2.  This exemption will be effective on April 28, 2012.  Petitions for stay must be filed by April 20, 2012.  Petitions to reopen must be filed by April 23, 2012.

 

By the Board, Chairman Elliott, Vice Chairman Mulvey, and Commissioner Begeman.



[1]  The digest constitutes no part of the decision of the Board but has been prepared for the convenience of the reader.  It may not be cited to or relied upon as precedent.  Policy Statement on Plain Language Digests in Decisions, EP 696 (STB served Sept. 2, 2010).

[2]  On February 2, 2012, Petitioners sought a protective order regarding confidential and commercially sensitive materials they would be submitting in this proceeding.  That request was granted by decision served on February 14, 2012.

[3]  For a list of the railroads controlled by RailAmerica, see the petition for exemption at pages 6-7.  In addition, subsequent to the filing of the petition in this case, Petitioners filed a notice of exemption to acquire control of the Wellsboro & Corning Railroad, LLC, a Class III carrier, in Docket No. FD 35605.  The proposed transaction in that proceeding is scheduled to be consummated on or after April 7, 2012 (30 days after the notice of exemption was filed).

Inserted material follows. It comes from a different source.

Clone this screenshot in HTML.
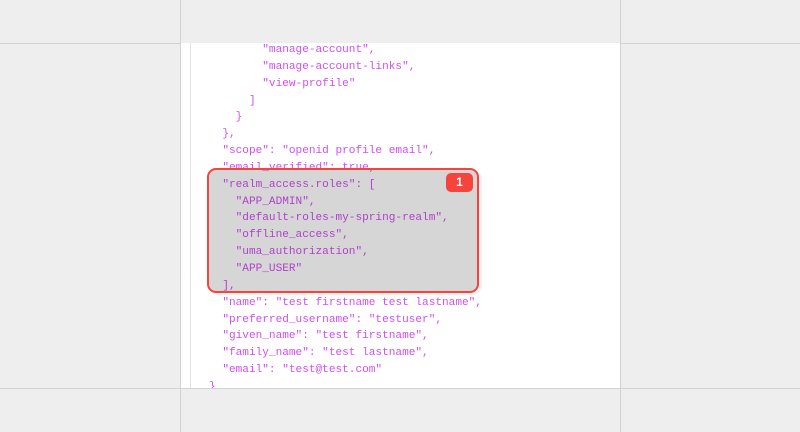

[4]  The Board previously granted Marquette Rail an exemption to lease the Line from CSXT in Marquette Rail, LLC—Lease and Operation Exemption—CSX Transportation, Inc., FD 34728 (STB served Oct. 26, 2005).  The Line, which totals approximately 129.03 miles, extends between: (a) milepost CGE 3.6 at the Grand Rapids, Mich. station and milepost CGE 73.71 at the Baldwin, Mich. station; (b) milepost CB 106.91 at the Baldwin station and milepost CB 136.5 at the Ludington, Mich. station; (c) milepost CBA 87.0 at the Walhalla, Mich. station and milepost CBA 113.7 at the Manistee, Mich. station; and (d) milepost CBA 113.7 at the Manistee station and the end of track at Filer City, Mich. (the Filer City Spur, approximately 2.63 miles in length).

[5]  Pet. at 10; Petitioners’ Letter dated Mar. 20, 2012.

[6]  Given our finding that regulation is not needed to protect shippers from the abuse of market power, we need not determine whether the transaction is limited in scope.  See 49 U.S.C. § 10502(a).